Combined with the noted shift in suburban voting habits, states like Florida and Ohio and Texas and Georgia and North Carolina - where most of their largest metros are suburban landscapes - are now honestly up for grabs for the Democrats to win or lose, not the Republicans. Granted, the Republicans can try again to gerrymander those states even more to retain control of their state legislatures and congressional delegations, but they are running out of room and running out of time.

This was a demographic shift expected to kick in by 2040 at the latest, 2028 by the earliest (I had hoped in 2016 that it was sooner than that, ah well). trump's toxicity with suburban families (women in particular) is accelerating the shift.

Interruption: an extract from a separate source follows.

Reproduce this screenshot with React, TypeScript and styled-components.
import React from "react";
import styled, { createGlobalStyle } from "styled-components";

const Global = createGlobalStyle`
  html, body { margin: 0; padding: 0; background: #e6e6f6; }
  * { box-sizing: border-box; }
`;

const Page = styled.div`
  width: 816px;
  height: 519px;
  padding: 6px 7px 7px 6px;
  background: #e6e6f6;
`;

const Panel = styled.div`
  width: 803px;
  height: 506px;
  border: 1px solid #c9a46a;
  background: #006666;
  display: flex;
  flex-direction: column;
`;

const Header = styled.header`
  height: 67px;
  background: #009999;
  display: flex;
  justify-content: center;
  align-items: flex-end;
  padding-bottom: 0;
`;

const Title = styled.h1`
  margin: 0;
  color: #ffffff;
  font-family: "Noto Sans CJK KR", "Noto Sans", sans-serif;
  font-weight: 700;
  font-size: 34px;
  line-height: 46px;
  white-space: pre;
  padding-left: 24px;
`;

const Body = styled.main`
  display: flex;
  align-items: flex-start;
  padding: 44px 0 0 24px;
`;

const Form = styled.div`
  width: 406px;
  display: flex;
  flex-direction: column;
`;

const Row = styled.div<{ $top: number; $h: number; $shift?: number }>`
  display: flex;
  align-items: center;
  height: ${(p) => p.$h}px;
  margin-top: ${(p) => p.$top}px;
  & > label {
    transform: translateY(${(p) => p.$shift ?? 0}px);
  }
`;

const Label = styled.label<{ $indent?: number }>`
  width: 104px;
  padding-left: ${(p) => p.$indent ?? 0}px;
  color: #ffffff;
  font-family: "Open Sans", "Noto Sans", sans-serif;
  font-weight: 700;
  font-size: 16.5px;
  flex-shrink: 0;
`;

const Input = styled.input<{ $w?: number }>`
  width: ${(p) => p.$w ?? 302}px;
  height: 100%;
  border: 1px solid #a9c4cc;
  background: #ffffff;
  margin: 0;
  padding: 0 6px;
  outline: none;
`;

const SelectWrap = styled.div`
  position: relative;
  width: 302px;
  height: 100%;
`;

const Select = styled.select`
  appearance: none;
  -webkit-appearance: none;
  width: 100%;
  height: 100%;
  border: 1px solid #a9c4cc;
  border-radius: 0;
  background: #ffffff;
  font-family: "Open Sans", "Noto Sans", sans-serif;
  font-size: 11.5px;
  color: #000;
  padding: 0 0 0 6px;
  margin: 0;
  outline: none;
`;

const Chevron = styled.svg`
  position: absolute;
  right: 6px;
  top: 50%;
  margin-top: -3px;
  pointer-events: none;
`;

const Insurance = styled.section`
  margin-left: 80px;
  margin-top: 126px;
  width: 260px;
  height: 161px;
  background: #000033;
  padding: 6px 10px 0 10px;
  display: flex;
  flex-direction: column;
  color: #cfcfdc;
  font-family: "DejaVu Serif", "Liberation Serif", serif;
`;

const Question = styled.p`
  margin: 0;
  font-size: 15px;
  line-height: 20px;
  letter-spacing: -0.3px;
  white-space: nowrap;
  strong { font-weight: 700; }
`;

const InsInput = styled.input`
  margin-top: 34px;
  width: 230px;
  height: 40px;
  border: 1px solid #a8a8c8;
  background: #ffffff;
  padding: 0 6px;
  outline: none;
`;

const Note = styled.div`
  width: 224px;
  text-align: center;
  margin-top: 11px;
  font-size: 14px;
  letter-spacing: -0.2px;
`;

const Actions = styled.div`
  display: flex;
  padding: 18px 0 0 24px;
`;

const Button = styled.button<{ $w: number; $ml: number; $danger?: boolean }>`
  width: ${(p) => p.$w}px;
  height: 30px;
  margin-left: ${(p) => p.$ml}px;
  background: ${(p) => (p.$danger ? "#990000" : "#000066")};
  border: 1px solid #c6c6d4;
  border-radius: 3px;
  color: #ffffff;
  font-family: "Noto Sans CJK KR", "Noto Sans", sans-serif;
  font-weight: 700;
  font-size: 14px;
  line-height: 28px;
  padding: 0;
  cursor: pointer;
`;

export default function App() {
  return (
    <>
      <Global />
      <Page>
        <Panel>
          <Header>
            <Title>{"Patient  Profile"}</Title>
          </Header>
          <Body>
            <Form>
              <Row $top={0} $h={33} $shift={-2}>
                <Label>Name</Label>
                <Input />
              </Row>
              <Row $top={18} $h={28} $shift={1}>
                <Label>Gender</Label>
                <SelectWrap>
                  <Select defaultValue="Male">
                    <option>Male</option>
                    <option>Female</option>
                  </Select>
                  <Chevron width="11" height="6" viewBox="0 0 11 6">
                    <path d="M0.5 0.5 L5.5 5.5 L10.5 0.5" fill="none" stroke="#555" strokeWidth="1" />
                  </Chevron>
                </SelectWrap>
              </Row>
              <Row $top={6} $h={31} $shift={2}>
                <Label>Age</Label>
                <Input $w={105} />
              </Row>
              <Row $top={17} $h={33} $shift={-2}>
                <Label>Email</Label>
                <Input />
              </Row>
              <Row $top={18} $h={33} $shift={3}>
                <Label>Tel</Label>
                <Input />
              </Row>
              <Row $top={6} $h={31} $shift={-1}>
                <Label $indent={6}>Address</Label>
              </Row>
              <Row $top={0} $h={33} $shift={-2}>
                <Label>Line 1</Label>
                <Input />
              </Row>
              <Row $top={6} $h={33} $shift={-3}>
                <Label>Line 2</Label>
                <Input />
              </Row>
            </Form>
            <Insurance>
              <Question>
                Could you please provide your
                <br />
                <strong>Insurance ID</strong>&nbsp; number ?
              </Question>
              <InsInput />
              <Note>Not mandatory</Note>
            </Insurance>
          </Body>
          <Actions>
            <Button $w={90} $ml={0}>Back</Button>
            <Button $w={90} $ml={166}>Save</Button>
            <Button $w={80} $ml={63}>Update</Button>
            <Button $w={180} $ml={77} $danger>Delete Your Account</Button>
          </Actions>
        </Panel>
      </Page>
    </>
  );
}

This explains the openness of trump's war against the voting methods like mail-in balloting, and his blatant call to dismiss ballots and delegitimize the results in the battleground states. This is desperation, not just for him but for the Republican Party as a whole. They can't solidify the corruption of their minority rule without a second trump term to complete the destruction of federal norms.

This is why it's so important for Democratic voter turnout in the states, especially the battleground states. Everything is at stake this 2020 cycle. The fate of state legislatures, Senate seats, census-based redistricting, everything.

Republicans may have the money and the guns, but Democrats have the numbers. And the future. They can win the future this November.


1 comment:

dinthebeast said...

Some of us Democrats have guns, we just don't fetishize them like the Republicans do.
I keep having to explain that to foaming-at-the-mouth right wingers when they threaten to take the country by force.
We did indeed get gentrified out of the East Bay, but we managed to stay in California, albeit in a conservative part of it. California is a big place, and geographically speaking, a lot of it is conservative.
But acres don't vote, people do.
I sense a kind of grim determination among the would-be voters this time, and it reminds me of 2012, when their suppression shenanigans made for hours long lines that voters went right ahead and stood in so they could vote.
Of course this time with the pandemic, things are a little different, but so far folks seem to be navigating the treacherous waters of the early vote with grace and in higher numbers than many feared and most expected.
Now, if the votes don't get swept aside by some cheat-o-rama tactics, we may just do OK, but even so we have to never forget what they're trying to do right now, and even more importantly, never let them forget it either.